_GIVEN TASK:_ Report each line of the data that has "components" somewhere in it.
○ ○ ○ ○ ○
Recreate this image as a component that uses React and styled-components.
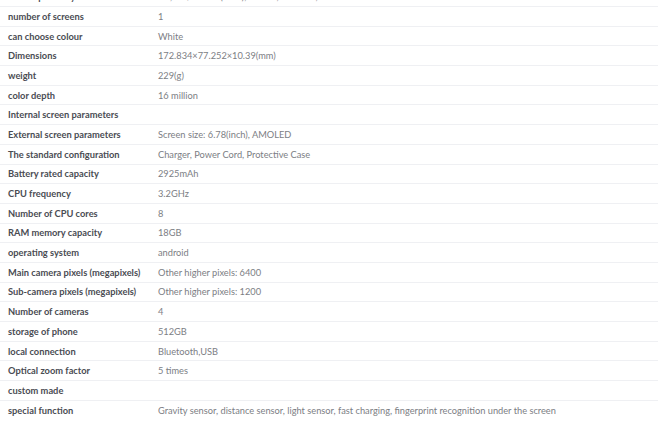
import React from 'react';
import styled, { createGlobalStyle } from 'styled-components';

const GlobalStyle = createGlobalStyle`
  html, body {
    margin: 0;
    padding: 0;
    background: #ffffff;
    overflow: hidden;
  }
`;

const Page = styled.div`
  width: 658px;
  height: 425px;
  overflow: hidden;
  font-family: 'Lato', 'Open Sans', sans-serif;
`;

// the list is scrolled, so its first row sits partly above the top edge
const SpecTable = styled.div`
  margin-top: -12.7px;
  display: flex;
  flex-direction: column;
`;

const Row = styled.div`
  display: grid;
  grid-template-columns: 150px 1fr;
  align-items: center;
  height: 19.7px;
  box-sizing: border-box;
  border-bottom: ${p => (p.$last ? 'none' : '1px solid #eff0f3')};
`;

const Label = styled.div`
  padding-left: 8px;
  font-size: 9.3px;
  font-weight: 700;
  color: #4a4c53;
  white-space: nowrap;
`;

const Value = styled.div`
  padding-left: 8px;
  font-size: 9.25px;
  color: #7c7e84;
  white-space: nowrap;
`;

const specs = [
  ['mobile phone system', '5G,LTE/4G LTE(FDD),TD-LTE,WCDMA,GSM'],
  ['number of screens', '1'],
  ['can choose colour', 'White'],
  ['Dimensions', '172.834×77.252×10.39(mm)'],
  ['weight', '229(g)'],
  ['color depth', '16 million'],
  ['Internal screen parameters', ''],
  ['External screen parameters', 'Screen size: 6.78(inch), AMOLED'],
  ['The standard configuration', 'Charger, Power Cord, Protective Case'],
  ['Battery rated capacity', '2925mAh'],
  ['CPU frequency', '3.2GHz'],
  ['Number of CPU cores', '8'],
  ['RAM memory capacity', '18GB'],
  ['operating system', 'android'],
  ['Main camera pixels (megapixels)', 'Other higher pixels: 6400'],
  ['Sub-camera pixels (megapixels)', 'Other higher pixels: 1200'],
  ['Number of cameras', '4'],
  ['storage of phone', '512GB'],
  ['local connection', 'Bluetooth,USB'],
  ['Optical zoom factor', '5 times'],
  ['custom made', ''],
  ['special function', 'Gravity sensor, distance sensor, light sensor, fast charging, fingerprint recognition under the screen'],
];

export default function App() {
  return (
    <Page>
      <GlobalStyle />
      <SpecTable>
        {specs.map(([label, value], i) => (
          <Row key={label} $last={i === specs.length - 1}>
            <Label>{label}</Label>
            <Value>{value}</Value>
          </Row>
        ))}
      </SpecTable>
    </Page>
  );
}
○ ○ ○ ○ ○
_REPLY TO THE TASK:_
Recreate this image as a component that uses React and styled-components.
import styled, { createGlobalStyle } from 'styled-components';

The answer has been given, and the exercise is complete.